The best part of this appointment was the reaction of the cardio nurse, Mary, stunned by his progress since the last appointment in February. She was amazed. She kept telling our home health nurse how this was a different child. "Did you see him before?" She asked and of course our nurse had not. She said how from our last appointments she had always been left feeling like prognosis did not look good for his moving around etc as he would just lay there and was so much more floppy. Not anymore. She watched as he practically crawled around up on the examination table, all the while grinning and laughing at her. His Dr. said Sam was his happiest baby all day and he also seemed quite impressed. It makes my heart swell with joy. I know it is easier for others to see the progress when they see him in spurts. Their reactions help me to stay hopeful and optimistic. It seems impossible to associate the words degenerative with how he has been doing in the last 3 months. I am still having a hard time with understanding his whole picture or a prognosis. For now, we enjoy him and challenge him to grow stronger. He was 19lbs 14 oz at this visit so.. another oz. He is only 27 inches so..yes, vertically challenged..even more than his folks. Here are a few growth charts for you sciencey people. The charts don't show his major drops in weight after birth during week 2 all the way down to 5 lbs. It took him over a month to get back to birthweight. But the real concerning period was from 6 months of age to 1 year when he did not grow one bit and actually (not shown here) lost weight on several occasions. SO to see him moving back towards a growth curve, albeit very low on the charts, is tremendous progress!

The day trip was also nice because we were able to stop by and see a good friend who was over there right now staying at Ronald McDonald House (our old haunt) while their new baby was in the NICU, born at 33 weeks. Their daughter is in our prayers and it sounds like she is doing well, training on her feedings and actually went home today. She is a first baby for this couple and I know this has been quite an unexpected experience. She just needed some time to put on a little more weight. Another good childhood friend also recently delivered her first babies..twins. I think one of the babies did require some help in the NICU, but they both seem to be doing well now at home. After going through the experience of not having a delivery go as planned, it somehow makes you feel more connected to other families experiencing it. One saving grace for these babies, however, is they hopefully will return to normalcy at home with no ongoing major health concerns. I am sending up prayers for all babies to be born healthy!

Last weekend was especially busy for us as Jason's dad took Jason and the girls out on his new boat Saturday and then since this was such a hit, we decided to do it again on Sunday. Sunday, Sam and I went along as well and I was pretty nervous about how it would all go for Sammy. I was pleasantly suprised to find that he thoroughly enjoyed himself. He did not get overly hot as there was a constant breeze and the cool dips in the water helped as well. We did wait till later in the day to go and we only stayed out for a few hours but it was a fun new experience for him and I was glad we went. He was tanked when we got back, sleeping like 15 hours straight but it was ok since we had no other plans. Experiences like these make it clear why we enjoy living on the coast.
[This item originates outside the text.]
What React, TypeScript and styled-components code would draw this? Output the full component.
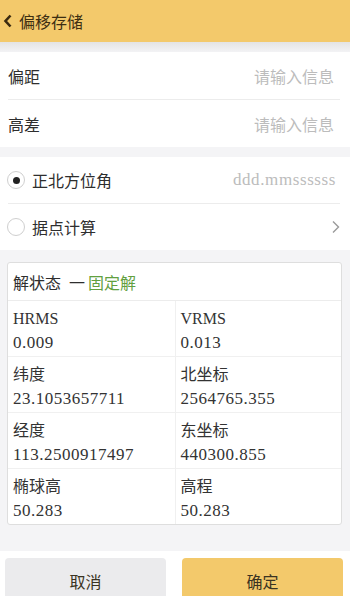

In closing my super long blog post, I should share that our 10 year anniversary rolled around yesterday and although we did not go anywhere special or do anything big to celebrate, it was a nice day.


Jason gave me beautiful roses. We had dinner on the patio, while our girls swam in the pool. We reflected on our blessings. We laughed about how on our honeymoon we planned that our 10 year anniversary would be spent back in Jamaica with friends, celebrating in style. Ha! Somehow the 3 kids and nurses and equipment and work and house and all the other stuff escaped our fantasy. That's okay. I am thankful for the real stuff anyway. It may be crazy at times, but our life is pretty special.